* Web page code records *
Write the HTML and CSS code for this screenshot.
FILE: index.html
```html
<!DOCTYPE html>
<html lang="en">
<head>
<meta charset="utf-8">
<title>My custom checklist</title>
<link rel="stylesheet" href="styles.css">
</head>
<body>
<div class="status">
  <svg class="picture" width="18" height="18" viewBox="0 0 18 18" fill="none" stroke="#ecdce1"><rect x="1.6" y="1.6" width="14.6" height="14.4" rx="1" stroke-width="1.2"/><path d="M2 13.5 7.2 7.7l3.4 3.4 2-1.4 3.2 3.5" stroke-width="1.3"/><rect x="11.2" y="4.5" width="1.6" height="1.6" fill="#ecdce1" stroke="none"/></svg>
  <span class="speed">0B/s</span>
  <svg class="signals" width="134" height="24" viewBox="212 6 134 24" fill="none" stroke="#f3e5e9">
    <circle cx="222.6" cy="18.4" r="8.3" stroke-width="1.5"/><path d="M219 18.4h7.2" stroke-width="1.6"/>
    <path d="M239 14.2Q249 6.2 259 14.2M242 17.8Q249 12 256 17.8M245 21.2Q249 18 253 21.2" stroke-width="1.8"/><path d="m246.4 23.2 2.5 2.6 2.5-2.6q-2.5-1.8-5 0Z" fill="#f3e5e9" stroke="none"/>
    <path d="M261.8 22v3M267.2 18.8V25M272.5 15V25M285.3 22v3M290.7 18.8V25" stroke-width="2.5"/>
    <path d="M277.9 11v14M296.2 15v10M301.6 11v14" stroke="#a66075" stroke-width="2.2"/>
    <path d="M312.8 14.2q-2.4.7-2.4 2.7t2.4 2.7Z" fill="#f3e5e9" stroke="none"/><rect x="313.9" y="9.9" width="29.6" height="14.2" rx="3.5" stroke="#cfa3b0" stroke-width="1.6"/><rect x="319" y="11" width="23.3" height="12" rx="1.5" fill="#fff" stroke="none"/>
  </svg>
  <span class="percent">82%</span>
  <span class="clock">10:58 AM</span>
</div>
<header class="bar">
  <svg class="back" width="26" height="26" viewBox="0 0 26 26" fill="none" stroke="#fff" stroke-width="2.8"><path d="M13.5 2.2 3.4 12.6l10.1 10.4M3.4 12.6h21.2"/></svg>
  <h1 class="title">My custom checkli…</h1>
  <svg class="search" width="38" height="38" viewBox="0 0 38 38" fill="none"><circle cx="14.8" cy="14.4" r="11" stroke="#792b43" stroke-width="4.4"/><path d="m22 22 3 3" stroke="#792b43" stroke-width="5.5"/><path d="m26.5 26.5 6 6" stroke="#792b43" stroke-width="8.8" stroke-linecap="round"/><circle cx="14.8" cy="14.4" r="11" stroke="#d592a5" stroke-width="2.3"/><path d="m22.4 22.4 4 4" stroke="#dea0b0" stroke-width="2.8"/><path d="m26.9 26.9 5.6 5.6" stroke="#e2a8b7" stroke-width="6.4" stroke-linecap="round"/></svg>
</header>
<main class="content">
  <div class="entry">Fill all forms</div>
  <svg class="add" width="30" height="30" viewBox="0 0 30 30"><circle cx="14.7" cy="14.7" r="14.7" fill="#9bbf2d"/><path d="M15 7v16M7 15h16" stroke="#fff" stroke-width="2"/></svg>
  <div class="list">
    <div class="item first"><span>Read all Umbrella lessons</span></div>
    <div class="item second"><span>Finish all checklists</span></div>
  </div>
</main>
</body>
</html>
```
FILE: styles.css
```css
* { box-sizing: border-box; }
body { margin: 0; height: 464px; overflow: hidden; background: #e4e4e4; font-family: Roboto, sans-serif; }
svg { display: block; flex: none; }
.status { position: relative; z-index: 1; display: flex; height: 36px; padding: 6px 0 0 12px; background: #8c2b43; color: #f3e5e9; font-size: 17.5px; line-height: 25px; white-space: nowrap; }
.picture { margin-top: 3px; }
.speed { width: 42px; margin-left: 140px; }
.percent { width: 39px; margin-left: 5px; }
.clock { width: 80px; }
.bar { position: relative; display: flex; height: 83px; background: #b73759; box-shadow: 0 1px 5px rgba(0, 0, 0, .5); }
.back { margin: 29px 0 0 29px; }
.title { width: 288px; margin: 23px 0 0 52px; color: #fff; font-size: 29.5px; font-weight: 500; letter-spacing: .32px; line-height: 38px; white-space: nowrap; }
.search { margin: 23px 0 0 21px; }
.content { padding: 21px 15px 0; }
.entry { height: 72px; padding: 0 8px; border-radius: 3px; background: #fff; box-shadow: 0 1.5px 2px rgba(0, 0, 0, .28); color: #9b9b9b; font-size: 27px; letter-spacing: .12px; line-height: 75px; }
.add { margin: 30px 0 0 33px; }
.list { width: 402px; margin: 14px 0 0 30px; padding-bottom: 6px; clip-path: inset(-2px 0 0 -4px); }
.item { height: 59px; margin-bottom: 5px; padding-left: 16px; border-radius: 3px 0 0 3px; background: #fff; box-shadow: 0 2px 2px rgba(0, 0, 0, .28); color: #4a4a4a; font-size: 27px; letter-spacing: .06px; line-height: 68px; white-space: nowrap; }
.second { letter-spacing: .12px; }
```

--

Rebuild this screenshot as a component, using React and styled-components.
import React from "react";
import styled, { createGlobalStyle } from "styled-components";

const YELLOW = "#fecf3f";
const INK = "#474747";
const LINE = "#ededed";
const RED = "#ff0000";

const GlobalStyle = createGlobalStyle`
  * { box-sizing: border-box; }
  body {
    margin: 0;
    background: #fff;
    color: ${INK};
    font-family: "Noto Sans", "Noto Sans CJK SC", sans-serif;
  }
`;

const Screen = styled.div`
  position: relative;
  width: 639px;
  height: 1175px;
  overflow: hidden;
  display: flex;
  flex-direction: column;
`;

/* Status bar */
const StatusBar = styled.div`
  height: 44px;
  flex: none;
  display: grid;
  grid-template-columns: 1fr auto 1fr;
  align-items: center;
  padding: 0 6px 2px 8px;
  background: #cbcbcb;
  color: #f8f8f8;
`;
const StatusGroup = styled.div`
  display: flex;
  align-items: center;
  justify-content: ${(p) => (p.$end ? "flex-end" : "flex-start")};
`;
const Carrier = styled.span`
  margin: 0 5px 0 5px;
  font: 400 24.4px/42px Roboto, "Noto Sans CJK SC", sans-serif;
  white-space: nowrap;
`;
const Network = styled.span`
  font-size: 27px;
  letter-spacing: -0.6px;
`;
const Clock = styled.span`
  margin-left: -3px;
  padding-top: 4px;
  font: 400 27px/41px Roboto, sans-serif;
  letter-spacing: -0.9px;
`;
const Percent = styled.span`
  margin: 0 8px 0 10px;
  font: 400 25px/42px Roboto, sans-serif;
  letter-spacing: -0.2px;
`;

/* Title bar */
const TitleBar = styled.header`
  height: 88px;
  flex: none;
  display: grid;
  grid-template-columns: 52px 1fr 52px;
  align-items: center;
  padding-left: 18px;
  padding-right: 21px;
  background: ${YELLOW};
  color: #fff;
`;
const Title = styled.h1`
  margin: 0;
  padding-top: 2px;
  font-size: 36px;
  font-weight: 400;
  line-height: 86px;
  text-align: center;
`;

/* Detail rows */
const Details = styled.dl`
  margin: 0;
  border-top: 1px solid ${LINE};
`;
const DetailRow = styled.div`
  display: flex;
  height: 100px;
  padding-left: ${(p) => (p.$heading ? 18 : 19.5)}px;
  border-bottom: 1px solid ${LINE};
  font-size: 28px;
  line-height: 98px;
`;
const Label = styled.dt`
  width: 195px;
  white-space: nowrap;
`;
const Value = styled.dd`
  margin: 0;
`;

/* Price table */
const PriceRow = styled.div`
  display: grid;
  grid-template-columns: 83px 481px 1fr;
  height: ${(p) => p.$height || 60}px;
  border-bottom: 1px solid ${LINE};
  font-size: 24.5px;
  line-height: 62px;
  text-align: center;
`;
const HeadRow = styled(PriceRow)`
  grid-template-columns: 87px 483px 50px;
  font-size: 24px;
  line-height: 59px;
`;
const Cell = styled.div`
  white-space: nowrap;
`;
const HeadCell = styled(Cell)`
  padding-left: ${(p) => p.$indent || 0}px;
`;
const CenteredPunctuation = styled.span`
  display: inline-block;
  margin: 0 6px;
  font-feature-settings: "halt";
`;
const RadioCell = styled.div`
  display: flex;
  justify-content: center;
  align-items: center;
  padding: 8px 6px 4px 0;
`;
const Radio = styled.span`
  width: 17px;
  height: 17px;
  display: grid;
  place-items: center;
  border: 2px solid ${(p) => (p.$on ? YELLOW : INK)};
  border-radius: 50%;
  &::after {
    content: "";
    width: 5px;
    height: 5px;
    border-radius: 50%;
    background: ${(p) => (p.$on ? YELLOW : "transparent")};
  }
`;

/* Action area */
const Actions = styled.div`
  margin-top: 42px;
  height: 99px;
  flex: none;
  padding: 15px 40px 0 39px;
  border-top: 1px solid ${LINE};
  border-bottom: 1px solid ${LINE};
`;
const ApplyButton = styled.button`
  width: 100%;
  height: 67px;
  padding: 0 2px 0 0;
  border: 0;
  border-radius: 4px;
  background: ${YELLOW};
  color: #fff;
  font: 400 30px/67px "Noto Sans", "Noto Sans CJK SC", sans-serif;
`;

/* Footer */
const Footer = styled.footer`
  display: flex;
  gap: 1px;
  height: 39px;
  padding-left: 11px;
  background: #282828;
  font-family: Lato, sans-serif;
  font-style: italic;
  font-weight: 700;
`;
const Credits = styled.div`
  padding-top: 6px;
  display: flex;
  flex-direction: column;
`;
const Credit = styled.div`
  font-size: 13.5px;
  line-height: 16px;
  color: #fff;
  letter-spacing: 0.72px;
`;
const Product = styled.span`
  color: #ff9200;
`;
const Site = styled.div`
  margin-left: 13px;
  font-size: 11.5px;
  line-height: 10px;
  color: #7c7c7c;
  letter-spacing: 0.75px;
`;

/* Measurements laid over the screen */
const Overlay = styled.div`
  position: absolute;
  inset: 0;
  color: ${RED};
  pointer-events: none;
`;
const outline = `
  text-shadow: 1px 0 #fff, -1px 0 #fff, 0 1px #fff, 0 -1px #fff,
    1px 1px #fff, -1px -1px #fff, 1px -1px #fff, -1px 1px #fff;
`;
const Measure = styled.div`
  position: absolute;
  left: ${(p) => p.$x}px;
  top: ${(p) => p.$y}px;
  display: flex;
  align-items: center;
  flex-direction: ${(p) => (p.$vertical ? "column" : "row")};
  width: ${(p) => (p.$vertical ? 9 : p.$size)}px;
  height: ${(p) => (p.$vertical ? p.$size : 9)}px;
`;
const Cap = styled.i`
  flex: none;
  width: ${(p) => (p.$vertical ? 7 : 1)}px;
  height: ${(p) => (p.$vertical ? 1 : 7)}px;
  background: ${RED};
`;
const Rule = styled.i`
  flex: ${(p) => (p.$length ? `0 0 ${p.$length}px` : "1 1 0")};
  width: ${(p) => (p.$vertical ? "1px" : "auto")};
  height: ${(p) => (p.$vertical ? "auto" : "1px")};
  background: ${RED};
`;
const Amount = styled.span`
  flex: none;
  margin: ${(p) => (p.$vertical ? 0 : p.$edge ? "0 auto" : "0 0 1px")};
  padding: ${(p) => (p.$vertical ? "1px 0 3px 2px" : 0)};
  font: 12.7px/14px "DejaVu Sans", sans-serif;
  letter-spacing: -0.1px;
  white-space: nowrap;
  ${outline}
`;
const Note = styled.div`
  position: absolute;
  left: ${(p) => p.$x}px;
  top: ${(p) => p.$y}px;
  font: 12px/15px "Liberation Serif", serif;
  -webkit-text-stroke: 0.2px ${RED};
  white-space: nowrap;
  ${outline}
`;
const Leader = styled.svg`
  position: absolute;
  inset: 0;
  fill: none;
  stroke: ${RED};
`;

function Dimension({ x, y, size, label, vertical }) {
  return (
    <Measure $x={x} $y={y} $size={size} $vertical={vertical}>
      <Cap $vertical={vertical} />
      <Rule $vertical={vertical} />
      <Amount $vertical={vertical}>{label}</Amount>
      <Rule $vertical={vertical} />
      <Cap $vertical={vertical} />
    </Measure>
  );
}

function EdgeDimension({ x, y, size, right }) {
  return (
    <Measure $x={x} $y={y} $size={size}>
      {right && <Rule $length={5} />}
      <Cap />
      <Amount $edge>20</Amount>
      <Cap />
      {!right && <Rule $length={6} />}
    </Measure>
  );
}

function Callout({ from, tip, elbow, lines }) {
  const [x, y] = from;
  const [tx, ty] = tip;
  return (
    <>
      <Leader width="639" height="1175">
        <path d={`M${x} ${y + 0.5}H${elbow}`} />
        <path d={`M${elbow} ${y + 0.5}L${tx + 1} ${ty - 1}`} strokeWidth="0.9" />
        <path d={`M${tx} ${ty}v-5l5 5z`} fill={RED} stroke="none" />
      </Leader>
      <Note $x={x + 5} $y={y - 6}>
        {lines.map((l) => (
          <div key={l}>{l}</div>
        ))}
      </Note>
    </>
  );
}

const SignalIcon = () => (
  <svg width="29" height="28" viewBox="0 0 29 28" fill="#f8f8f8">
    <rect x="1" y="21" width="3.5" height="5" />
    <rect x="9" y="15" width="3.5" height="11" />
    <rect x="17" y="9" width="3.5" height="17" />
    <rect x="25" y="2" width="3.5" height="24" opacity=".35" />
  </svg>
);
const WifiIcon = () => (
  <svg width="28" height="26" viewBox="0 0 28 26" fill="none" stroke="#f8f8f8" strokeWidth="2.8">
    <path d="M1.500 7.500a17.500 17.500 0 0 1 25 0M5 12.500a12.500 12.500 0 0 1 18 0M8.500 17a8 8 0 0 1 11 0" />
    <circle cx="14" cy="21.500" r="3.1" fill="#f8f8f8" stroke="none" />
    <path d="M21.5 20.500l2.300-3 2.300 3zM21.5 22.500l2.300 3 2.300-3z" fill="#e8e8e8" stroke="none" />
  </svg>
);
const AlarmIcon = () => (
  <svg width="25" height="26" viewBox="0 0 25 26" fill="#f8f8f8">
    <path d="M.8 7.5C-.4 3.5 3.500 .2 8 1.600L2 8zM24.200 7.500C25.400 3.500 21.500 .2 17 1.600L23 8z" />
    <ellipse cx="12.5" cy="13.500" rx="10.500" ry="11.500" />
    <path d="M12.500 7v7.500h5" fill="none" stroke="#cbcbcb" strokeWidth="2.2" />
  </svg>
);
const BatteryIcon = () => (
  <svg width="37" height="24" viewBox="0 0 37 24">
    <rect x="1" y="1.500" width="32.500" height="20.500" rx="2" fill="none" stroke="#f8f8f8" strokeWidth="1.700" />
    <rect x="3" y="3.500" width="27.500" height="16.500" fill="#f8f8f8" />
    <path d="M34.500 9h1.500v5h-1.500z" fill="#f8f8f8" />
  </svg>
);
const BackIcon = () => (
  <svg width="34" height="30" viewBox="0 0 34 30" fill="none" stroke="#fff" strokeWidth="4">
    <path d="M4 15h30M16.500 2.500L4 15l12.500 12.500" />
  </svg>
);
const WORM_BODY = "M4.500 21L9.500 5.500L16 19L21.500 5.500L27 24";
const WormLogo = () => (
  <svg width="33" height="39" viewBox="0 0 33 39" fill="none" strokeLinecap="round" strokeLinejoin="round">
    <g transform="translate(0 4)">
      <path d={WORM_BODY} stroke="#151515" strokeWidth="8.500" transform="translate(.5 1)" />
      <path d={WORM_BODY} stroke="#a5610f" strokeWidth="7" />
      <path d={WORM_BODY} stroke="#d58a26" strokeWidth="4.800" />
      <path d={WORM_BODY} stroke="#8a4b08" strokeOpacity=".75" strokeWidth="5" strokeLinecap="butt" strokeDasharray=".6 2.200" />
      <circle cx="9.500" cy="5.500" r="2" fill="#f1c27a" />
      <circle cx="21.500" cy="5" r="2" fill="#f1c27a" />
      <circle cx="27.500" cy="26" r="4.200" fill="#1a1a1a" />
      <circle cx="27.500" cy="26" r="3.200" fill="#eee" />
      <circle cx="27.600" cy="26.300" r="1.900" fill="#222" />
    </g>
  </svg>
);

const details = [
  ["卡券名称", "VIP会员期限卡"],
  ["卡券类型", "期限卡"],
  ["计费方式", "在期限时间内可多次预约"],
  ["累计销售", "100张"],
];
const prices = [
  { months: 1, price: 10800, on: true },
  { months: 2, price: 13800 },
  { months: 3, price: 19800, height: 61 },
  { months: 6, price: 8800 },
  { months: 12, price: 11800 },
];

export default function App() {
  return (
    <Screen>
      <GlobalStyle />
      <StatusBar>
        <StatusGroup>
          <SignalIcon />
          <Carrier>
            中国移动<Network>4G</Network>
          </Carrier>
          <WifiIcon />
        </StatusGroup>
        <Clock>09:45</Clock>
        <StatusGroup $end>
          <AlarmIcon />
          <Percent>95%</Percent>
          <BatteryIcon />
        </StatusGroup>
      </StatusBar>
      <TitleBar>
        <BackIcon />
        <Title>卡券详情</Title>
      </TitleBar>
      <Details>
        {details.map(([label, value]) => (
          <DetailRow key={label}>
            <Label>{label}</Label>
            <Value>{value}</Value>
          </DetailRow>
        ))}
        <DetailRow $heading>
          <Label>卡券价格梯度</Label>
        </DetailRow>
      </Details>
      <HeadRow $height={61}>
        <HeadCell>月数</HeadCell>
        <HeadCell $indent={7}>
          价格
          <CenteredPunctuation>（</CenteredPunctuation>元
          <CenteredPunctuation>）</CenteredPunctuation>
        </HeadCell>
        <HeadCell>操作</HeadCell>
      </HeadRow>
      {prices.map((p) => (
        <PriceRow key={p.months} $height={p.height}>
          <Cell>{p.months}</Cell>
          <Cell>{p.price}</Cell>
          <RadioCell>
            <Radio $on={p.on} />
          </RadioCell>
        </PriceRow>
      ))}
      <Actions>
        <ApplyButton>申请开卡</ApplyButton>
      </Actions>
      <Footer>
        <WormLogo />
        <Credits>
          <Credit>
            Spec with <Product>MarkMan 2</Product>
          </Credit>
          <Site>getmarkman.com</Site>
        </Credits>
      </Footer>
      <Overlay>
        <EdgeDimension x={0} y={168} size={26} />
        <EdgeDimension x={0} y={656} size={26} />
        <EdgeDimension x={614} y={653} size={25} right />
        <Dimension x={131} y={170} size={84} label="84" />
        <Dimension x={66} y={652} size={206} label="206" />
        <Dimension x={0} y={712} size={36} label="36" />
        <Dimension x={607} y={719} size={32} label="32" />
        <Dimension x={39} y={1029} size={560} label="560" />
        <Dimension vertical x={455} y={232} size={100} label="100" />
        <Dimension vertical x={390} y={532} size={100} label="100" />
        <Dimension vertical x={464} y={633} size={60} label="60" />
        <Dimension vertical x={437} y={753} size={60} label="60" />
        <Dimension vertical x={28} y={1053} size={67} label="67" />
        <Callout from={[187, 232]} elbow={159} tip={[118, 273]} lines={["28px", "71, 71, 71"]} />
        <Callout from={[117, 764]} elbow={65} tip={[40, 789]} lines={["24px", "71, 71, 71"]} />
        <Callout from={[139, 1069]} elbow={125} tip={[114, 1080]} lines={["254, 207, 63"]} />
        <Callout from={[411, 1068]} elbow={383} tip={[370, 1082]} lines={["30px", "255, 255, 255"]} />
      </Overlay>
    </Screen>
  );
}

* EXERCISE TASK *
Scan the lines for the string "screenshot". Copy out each line that matches.

* ANSWER FOR THE TASK *
Write the HTML and CSS code for this screenshot.
Rebuild this screenshot as a component, using React and styled-components.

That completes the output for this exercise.